━━━ Task data ━━━

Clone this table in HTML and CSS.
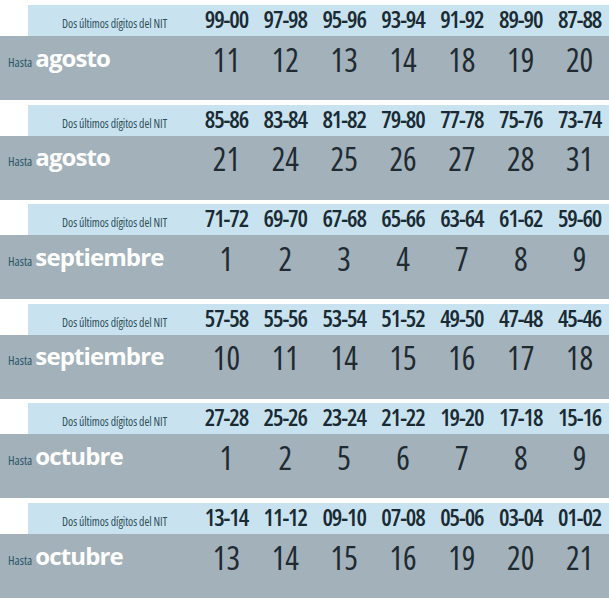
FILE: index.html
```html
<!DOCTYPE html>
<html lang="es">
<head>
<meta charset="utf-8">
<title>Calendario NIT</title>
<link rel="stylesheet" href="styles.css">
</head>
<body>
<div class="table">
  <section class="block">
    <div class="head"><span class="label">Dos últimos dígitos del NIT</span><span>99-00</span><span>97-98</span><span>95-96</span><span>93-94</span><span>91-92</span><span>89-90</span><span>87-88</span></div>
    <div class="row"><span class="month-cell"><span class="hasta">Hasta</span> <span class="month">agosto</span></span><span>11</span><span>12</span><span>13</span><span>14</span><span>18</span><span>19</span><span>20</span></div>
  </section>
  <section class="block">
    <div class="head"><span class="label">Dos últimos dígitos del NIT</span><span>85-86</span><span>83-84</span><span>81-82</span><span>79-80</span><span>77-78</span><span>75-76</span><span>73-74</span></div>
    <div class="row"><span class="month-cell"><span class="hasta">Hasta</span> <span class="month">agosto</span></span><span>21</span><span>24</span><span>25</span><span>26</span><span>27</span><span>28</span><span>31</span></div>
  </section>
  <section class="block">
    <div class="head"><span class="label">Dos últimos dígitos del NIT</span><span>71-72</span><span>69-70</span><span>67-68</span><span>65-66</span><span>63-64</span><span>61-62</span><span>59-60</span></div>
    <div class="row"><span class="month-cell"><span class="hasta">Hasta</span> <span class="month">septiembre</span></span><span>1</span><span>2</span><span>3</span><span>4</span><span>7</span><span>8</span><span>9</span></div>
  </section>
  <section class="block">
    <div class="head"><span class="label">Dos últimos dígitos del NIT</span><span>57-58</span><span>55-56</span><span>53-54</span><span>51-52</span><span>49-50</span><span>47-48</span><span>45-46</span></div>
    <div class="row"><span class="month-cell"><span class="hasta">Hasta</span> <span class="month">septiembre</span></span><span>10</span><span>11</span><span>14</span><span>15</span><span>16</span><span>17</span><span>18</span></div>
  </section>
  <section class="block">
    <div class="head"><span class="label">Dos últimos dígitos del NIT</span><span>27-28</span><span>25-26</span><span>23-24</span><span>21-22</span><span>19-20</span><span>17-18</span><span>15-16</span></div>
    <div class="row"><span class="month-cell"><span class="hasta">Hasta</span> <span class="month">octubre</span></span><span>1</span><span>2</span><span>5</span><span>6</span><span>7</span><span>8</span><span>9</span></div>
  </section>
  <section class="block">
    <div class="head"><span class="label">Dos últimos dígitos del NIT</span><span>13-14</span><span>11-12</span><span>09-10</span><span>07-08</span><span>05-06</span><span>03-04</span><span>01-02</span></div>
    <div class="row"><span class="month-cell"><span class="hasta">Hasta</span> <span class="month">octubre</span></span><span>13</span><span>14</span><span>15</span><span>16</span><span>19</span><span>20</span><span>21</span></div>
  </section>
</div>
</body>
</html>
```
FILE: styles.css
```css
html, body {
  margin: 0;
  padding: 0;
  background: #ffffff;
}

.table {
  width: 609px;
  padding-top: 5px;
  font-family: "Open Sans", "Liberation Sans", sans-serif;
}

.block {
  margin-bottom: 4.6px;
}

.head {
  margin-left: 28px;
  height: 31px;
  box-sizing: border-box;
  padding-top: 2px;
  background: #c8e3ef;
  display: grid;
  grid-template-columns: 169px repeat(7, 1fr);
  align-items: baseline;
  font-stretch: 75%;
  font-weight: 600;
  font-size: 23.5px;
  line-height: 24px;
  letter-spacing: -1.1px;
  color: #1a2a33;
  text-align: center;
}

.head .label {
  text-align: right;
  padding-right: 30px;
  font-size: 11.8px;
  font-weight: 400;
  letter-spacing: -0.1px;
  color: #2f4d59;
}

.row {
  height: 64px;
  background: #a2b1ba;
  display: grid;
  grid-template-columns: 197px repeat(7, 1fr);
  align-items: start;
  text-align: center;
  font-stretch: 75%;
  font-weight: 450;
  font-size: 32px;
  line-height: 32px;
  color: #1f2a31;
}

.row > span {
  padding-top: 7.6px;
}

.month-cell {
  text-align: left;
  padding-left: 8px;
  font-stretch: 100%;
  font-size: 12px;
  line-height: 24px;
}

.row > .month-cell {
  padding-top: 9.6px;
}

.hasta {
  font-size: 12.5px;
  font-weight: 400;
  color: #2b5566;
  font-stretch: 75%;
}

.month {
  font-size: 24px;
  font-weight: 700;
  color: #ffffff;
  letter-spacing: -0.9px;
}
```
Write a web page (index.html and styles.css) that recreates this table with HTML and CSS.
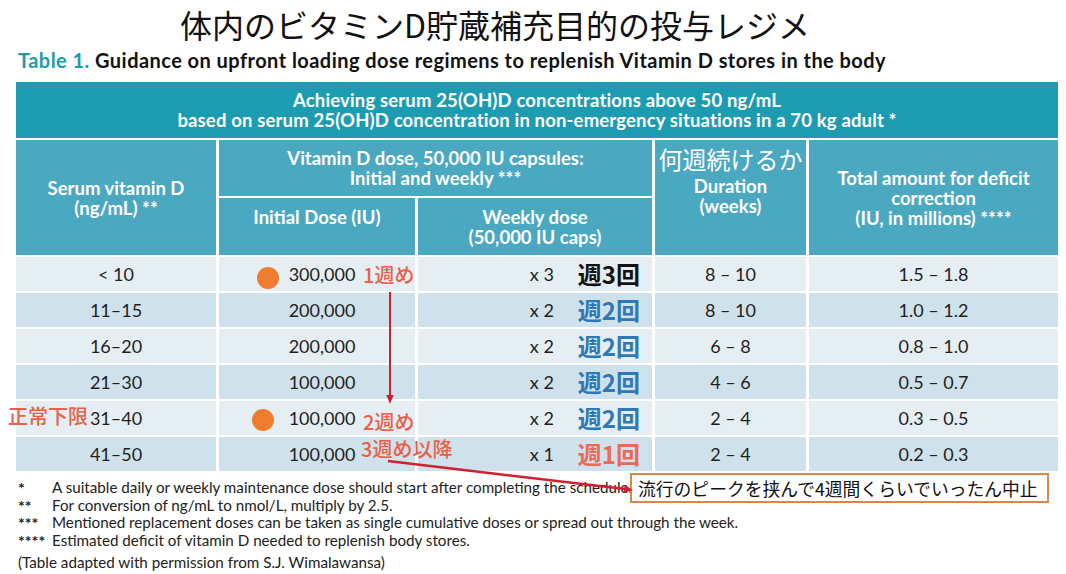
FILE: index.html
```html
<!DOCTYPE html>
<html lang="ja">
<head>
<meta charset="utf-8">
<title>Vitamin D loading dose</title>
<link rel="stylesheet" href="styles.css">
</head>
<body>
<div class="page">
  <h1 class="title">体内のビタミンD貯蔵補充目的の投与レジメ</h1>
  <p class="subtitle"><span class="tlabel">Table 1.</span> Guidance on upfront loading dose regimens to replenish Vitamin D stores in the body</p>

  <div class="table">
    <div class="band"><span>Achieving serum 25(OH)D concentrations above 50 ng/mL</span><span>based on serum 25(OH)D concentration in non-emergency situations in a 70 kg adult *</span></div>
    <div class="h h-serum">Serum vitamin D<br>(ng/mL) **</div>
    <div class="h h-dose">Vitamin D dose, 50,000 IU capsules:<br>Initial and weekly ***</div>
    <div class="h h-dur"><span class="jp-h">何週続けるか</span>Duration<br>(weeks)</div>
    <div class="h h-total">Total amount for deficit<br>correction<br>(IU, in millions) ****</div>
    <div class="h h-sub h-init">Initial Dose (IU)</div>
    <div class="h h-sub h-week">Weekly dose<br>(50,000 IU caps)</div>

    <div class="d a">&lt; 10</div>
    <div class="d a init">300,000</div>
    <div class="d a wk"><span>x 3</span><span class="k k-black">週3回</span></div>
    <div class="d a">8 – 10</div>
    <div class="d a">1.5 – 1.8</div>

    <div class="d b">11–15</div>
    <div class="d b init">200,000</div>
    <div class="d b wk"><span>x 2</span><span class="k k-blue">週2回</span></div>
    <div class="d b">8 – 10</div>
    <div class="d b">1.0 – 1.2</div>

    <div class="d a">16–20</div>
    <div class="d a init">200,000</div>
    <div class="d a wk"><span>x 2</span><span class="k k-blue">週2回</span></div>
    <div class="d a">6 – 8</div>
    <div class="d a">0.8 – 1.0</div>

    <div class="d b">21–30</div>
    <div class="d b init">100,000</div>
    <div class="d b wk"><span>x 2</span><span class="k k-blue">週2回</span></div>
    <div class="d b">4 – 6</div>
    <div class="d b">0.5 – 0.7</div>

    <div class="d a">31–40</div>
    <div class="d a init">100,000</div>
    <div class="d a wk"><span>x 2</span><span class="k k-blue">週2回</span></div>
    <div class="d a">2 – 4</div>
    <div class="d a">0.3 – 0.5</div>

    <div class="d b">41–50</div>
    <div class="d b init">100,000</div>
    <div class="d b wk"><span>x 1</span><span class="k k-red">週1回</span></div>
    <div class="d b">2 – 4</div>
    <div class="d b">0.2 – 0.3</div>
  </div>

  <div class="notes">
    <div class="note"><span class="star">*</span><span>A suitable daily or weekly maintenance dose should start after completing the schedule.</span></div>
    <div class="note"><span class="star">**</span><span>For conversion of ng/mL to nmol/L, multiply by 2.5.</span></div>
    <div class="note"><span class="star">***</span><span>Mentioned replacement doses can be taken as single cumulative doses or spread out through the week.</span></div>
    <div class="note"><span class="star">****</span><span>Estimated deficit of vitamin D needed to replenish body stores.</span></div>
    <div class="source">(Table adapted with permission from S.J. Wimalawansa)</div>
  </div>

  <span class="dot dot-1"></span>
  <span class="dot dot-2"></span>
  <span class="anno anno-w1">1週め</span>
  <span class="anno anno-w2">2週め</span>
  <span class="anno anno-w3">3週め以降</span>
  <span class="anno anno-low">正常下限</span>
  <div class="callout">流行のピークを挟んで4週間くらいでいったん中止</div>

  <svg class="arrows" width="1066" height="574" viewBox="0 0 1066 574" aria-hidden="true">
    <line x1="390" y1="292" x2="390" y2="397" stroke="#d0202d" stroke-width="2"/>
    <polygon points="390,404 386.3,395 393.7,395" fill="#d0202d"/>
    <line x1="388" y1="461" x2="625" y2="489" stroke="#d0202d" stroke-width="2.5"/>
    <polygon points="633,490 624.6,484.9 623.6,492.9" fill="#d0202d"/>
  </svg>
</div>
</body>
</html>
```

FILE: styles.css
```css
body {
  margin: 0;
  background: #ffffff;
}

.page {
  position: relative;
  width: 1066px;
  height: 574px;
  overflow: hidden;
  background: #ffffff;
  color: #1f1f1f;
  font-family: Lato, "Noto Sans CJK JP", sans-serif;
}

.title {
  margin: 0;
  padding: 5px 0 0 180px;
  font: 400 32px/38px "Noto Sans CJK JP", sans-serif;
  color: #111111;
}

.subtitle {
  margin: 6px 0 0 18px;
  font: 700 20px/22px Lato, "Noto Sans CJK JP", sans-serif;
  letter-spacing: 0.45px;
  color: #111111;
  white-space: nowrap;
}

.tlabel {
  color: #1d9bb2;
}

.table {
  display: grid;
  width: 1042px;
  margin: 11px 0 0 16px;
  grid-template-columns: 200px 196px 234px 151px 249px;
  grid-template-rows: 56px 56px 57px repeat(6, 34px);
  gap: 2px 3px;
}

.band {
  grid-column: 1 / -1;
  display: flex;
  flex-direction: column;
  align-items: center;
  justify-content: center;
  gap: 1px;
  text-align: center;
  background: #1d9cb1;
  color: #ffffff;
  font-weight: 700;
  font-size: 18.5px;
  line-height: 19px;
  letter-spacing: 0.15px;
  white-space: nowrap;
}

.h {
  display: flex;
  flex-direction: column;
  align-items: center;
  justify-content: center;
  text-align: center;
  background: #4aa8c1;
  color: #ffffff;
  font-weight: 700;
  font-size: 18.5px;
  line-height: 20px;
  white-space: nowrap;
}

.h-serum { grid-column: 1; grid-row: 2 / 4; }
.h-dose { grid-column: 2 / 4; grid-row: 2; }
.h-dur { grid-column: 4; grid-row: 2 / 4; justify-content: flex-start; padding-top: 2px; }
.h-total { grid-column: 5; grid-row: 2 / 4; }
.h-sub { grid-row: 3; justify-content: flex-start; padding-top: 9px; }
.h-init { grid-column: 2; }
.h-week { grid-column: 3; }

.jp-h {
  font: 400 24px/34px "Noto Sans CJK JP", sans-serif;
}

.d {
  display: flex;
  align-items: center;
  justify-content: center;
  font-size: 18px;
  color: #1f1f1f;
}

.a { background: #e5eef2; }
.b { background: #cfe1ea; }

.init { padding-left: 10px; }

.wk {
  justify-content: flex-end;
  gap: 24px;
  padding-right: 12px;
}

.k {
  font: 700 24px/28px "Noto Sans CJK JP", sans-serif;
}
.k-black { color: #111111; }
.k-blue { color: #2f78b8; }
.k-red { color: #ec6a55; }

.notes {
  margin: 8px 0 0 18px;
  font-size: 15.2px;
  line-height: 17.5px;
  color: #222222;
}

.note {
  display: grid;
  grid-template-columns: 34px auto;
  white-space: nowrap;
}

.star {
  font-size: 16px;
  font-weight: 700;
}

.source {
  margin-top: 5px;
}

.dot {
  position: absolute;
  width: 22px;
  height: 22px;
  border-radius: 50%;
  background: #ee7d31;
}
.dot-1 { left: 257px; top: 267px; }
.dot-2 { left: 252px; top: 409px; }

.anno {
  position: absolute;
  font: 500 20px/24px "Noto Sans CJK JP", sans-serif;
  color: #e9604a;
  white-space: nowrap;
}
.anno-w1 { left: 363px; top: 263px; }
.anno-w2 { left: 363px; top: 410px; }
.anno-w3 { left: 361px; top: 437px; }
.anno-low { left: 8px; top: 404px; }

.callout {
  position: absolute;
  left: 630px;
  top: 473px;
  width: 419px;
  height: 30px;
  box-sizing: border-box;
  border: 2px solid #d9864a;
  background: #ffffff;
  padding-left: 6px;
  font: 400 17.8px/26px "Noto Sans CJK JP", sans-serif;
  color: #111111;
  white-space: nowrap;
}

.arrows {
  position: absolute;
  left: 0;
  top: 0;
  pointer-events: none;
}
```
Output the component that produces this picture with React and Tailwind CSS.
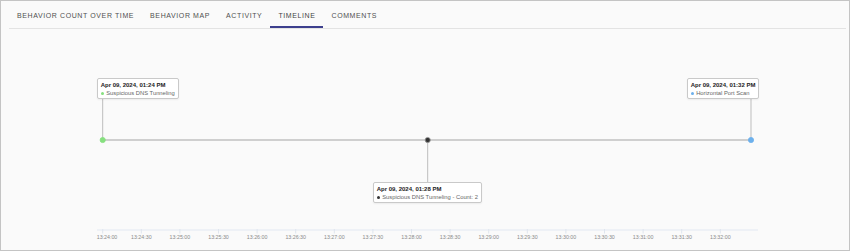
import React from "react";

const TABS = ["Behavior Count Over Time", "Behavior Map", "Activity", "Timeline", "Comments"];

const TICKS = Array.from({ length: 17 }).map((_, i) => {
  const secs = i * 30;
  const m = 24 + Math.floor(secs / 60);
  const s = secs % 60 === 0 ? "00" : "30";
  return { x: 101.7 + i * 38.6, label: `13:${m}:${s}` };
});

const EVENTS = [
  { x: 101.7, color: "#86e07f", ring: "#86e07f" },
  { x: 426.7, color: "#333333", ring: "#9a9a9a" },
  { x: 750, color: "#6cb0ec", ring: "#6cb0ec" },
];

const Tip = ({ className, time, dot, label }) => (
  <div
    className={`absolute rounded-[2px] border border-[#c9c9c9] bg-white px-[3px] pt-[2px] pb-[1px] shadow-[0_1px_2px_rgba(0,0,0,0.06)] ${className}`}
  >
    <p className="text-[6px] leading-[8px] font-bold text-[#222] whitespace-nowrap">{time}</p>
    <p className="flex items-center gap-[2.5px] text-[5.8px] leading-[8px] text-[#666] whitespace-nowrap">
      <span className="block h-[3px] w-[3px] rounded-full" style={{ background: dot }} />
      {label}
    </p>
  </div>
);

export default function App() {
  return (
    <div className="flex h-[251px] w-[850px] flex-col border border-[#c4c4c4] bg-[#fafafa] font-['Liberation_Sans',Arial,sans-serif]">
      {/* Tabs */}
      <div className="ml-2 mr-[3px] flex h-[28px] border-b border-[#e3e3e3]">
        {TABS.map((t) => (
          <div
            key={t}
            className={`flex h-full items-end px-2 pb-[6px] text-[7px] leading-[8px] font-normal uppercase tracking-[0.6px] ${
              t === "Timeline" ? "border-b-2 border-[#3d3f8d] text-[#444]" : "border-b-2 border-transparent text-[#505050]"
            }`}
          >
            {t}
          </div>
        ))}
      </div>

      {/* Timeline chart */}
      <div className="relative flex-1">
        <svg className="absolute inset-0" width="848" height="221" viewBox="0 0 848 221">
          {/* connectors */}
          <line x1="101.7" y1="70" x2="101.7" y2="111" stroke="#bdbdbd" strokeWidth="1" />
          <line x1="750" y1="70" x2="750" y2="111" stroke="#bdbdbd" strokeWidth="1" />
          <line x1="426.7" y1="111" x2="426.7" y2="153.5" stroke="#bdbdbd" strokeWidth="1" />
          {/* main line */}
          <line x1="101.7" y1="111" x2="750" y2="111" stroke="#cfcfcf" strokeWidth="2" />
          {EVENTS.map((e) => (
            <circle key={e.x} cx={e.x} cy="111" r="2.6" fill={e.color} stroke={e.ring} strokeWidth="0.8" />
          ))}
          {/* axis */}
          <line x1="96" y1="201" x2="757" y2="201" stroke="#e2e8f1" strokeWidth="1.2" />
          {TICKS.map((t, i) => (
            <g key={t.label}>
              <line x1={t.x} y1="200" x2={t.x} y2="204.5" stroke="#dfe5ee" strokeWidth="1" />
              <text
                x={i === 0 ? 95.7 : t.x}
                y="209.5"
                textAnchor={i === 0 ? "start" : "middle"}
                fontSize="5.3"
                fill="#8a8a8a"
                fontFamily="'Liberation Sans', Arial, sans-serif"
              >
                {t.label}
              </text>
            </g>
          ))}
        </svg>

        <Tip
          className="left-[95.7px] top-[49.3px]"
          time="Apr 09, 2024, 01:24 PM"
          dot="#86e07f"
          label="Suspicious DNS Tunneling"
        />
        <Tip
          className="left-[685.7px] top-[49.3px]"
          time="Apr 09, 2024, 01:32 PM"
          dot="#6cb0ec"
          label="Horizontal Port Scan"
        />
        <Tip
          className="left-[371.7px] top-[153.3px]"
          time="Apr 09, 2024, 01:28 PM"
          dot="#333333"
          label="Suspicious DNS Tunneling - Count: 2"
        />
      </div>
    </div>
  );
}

━━━

• **To do**:
Across all the entries, count the lines that contain the word "this" and give the number by itself.

• **Task solution**:
3